Os exemplos são tantos que acabam convergindo todos para uma coisa só. O Convertido é simplesmente um radical que só sabe ser radical; sente tal volúpia na própria radicalidade que pouco importa em nome de quem ou do quê ela esteja sendo praticada. Depois que esgota um lado do problema, ele arregaça as mangas e começa a se dedicar ao outro.

A questão mais interessante é, para mim, a facilidade com que o cara se converte, a absoluta sinceridade com que o faz, e a felicidade esfuziante que experimenta com essa mudança. 

Na verdade, o Convertido é um sujeito que nunca havia se dado o trabalho de prestar atenção no lado oposto. Fez sua primeira escolha muito cedo na vida, ou talvez seja melhor dizer que a escolha foi feita por ele, e ele a aceitou, porque, como todo jovem, estava pensando noutra coisa. O tempo o fez roer essa outra coisa até os ossos. Instalou-se um vazio nele, e em volta dele.  

Um belo dia, sucedeu algo que o fez pela primeira vez prestar atenção naquelas pessoas a quem detestava ou desprezava, com quem se recusava a dialogar, e cujos argumentos desconhecia. Esses novos argumentos preencheram aquele vazio, fizeram-no abrir os olhos para um milhão de coisas novas que o invadiram por um flanco desguarnecido. A ficha caiu. 

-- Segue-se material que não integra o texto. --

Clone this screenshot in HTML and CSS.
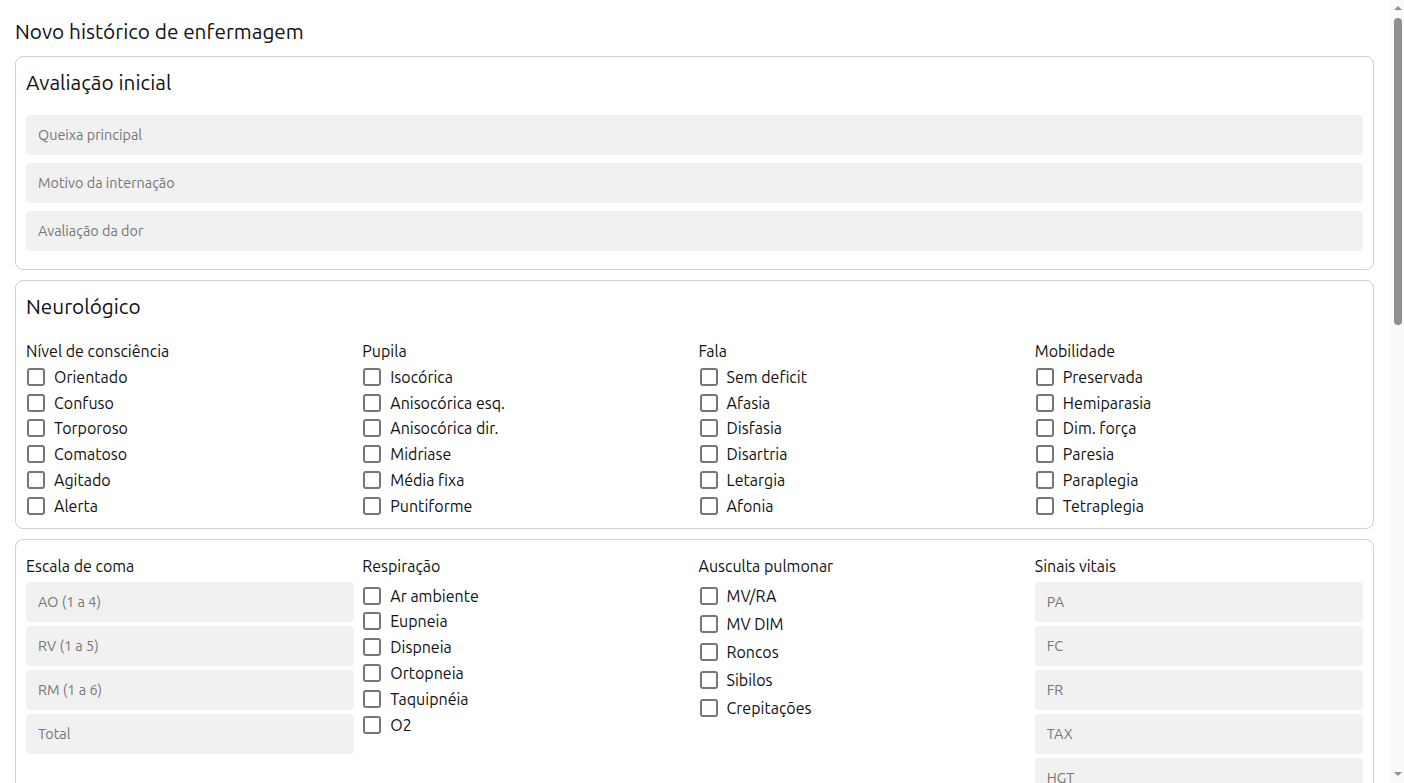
FILE: index.html
```html
<!DOCTYPE html>
<html lang="pt-BR">
<head>
<meta charset="utf-8">
<title>Novo histórico de enfermagem</title>
<link rel="stylesheet" href="styles.css">
</head>
<body>
<main class="page">
  <h1 class="page-title">Novo histórico de enfermagem</h1>

  <section class="card card-initial">
    <h2 class="card-title">Avaliação inicial</h2>
    <input class="field field-spaced" placeholder="Queixa principal">
    <input class="field field-spaced" placeholder="Motivo da internação">
    <input class="field field-spaced" placeholder="Avaliação da dor">
  </section>

  <section class="card card-neuro">
    <h2 class="card-title">Neurológico</h2>
    <div class="cols">
      <div class="col">
        <div class="col-label">Nível de consciência</div>
        <label class="opt"><input type="checkbox" class="box"><span>Orientado</span></label>
        <label class="opt"><input type="checkbox" class="box"><span>Confuso</span></label>
        <label class="opt"><input type="checkbox" class="box"><span>Torporoso</span></label>
        <label class="opt"><input type="checkbox" class="box"><span>Comatoso</span></label>
        <label class="opt"><input type="checkbox" class="box"><span>Agitado</span></label>
        <label class="opt"><input type="checkbox" class="box"><span>Alerta</span></label>
      </div>
      <div class="col">
        <div class="col-label">Pupila</div>
        <label class="opt"><input type="checkbox" class="box"><span>Isocórica</span></label>
        <label class="opt"><input type="checkbox" class="box"><span>Anisocórica esq.</span></label>
        <label class="opt"><input type="checkbox" class="box"><span>Anisocórica dir.</span></label>
        <label class="opt"><input type="checkbox" class="box"><span>Midriase</span></label>
        <label class="opt"><input type="checkbox" class="box"><span>Média fixa</span></label>
        <label class="opt"><input type="checkbox" class="box"><span>Puntiforme</span></label>
      </div>
      <div class="col">
        <div class="col-label">Fala</div>
        <label class="opt"><input type="checkbox" class="box"><span>Sem deficit</span></label>
        <label class="opt"><input type="checkbox" class="box"><span>Afasia</span></label>
        <label class="opt"><input type="checkbox" class="box"><span>Disfasia</span></label>
        <label class="opt"><input type="checkbox" class="box"><span>Disartria</span></label>
        <label class="opt"><input type="checkbox" class="box"><span>Letargia</span></label>
        <label class="opt"><input type="checkbox" class="box"><span>Afonia</span></label>
      </div>
      <div class="col">
        <div class="col-label">Mobilidade</div>
        <label class="opt"><input type="checkbox" class="box"><span>Preservada</span></label>
        <label class="opt"><input type="checkbox" class="box"><span>Hemiparasia</span></label>
        <label class="opt"><input type="checkbox" class="box"><span>Dim. força</span></label>
        <label class="opt"><input type="checkbox" class="box"><span>Paresia</span></label>
        <label class="opt"><input type="checkbox" class="box"><span>Paraplegia</span></label>
        <label class="opt"><input type="checkbox" class="box"><span>Tetraplegia</span></label>
      </div>
    </div>
  </section>

  <section class="card card-vitals">
    <div class="cols">
      <div class="col col-fields">
        <div class="col-label">Escala de coma</div>
        <input class="field" placeholder="AO (1 a 4)">
        <input class="field" placeholder="RV (1 a 5)">
        <input class="field" placeholder="RM (1 a 6)">
        <input class="field" placeholder="Total">
      </div>
      <div class="col col-resp">
        <div class="col-label">Respiração</div>
        <label class="opt"><input type="checkbox" class="box"><span>Ar ambiente</span></label>
        <label class="opt"><input type="checkbox" class="box"><span>Eupneia</span></label>
        <label class="opt"><input type="checkbox" class="box"><span>Dispneia</span></label>
        <label class="opt"><input type="checkbox" class="box"><span>Ortopneia</span></label>
        <label class="opt"><input type="checkbox" class="box"><span>Taquipnéia</span></label>
        <label class="opt"><input type="checkbox" class="box"><span>O2</span></label>
      </div>
      <div class="col col-ausc">
        <div class="col-label">Ausculta pulmonar</div>
        <label class="opt opt-tall"><input type="checkbox" class="box"><span>MV/RA</span></label>
        <label class="opt opt-tall"><input type="checkbox" class="box"><span>MV DIM</span></label>
        <label class="opt opt-tall"><input type="checkbox" class="box"><span>Roncos</span></label>
        <label class="opt opt-tall"><input type="checkbox" class="box"><span>Sibilos</span></label>
        <label class="opt opt-tall"><input type="checkbox" class="box"><span>Crepitações</span></label>
      </div>
      <div class="col col-fields">
        <div class="col-label">Sinais vitais</div>
        <input class="field" placeholder="PA">
        <input class="field" placeholder="FC">
        <input class="field" placeholder="FR">
        <input class="field" placeholder="TAX">
        <input class="field" placeholder="HGT">
        <input class="field" placeholder="SpO2">
        <input class="field" placeholder="Peso">
        <input class="field" placeholder="Altura">
      </div>
    </div>
  </section>

  <section class="card card-initial">
    <h2 class="card-title">Gastrointestinal</h2>
    <input class="field field-spaced" placeholder="Dieta">
    <input class="field field-spaced" placeholder="Eliminações intestinais">
    <input class="field field-spaced" placeholder="Abdome">
  </section>

  <section class="card card-initial">
    <h2 class="card-title">Geniturinário</h2>
    <input class="field field-spaced" placeholder="Diurese">
    <input class="field field-spaced" placeholder="Dispositivos">
    <input class="field field-spaced" placeholder="Observações">
  </section>

  <section class="card card-initial">
    <h2 class="card-title">Pele e mucosas</h2>
    <input class="field field-spaced" placeholder="Integridade">
    <input class="field field-spaced" placeholder="Lesões">
    <input class="field field-spaced" placeholder="Observações">
  </section>

  <section class="card card-initial">
    <h2 class="card-title">Observações gerais</h2>
    <input class="field field-spaced" placeholder="Alergias">
    <input class="field field-spaced" placeholder="Medicamentos em uso">
  </section>
</main>
<div class="rail" aria-hidden="true">
  <span class="rail-arrow rail-up"></span>
  <span class="rail-thumb"></span>
  <span class="rail-fill"></span>
  <span class="rail-arrow rail-down"></span>
</div>
</body>
</html>
```
FILE: styles.css
```css
* {
  box-sizing: border-box;
}

html,
body {
  height: 100%;
}

body {
  margin: 0;
  display: flex;
  overflow: hidden;
  background: #fff;
  color: #111;
  font-family: Ubuntu, "Noto Sans", "Open Sans", sans-serif;
}

.page {
  flex: 1;
  min-width: 0;
  height: 100vh;
  overflow-y: auto;
  scrollbar-width: none;
  padding: 20px 15px 30px;
}

.rail {
  flex: none;
  width: 15px;
  height: 100vh;
  display: flex;
  flex-direction: column;
  align-items: flex-end;
  background: linear-gradient(to right, #fff 2px, #fafafa 2px);
}

.rail-arrow {
  flex: none;
  width: 13px;
  height: 17px;
  display: flex;
  justify-content: center;
}

.rail-up::before,
.rail-down::before {
  content: "";
  width: 0;
  height: 0;
  border-left: 4px solid transparent;
  border-right: 4px solid transparent;
}

.rail-up::before {
  margin-top: 6px;
  border-bottom: 4px solid #8f8f8f;
}

.rail-down {
  align-items: flex-end;
}

.rail-down::before {
  margin-bottom: 7px;
  border-top: 4px solid #8f8f8f;
}

.rail-thumb {
  flex: none;
  width: 8px;
  height: 307px;
  margin: 1px 2px 0 0;
  border-radius: 4px;
  background: #8f8f8f;
}

.rail-fill {
  flex: 1;
}

.page-title {
  margin: 0 0 12px;
  font-size: 20.8px;
  line-height: 24px;
  font-weight: 400;
}

.card {
  border: 1px solid #cfcfcf;
  border-radius: 8px;
  padding: 10px 10px 8px;
  margin-bottom: 10px;
}

.card-initial {
  padding-bottom: 10px;
}

.card-neuro {
  padding-bottom: 9px;
}

.card-vitals {
  padding-top: 14px;
}

.card-title {
  margin: 0 0 20px;
  padding-top: 4px;
  font-size: 20.8px;
  line-height: 24px;
  font-weight: 400;
}

.field {
  display: block;
  width: 100%;
  height: 40px;
  border: none;
  border-radius: 4px;
  background: #f1f1f1;
  padding: 0 12px;
  font-family: inherit;
  font-size: 14.4px;
  color: #222;
  outline: none;
}

.field::placeholder {
  color: #767676;
}

.field-spaced {
  margin-bottom: 8px;
}

.cols {
  display: grid;
  grid-template-columns: repeat(4, 1fr);
  gap: 8px;
  align-items: start;
}

.col {
  display: flex;
  flex-direction: column;
}

.col-label {
  font-size: 16px;
  line-height: 24px;
  margin-bottom: 1px;
}

.col-fields {
  gap: 4px;
}

.col-fields .col-label {
  margin-bottom: 0;
}

.col-resp .col-label {
  margin-bottom: 5px;
}

.col-ausc .col-label {
  margin-bottom: 4px;
}

.opt {
  display: flex;
  align-items: center;
  height: 25.8px;
  font-size: 16px;
  cursor: pointer;
}

.opt-tall {
  height: 28px;
}

.box {
  appearance: none;
  -webkit-appearance: none;
  flex: none;
  width: 18px;
  height: 18px;
  margin: 0 9px 0 1px;
  border: 2px solid #767676;
  border-radius: 3px;
  background: #fff;
}

.box:checked {
  background: #1a73e8;
  border-color: #1a73e8;
}
```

Aliás, era um tal cair de fichas uma atrás da outra que o sujeito acabou se convertendo justamente àquelas idéias que se esforçara para ignorar, com as quais nunca debatera, aquelas idéias que nunca examinara, aquelas idéias para as quais ele sempre fechara os olhos e os ouvidos – vai ver porque sabia que era daquilo mesmo que estava precisando.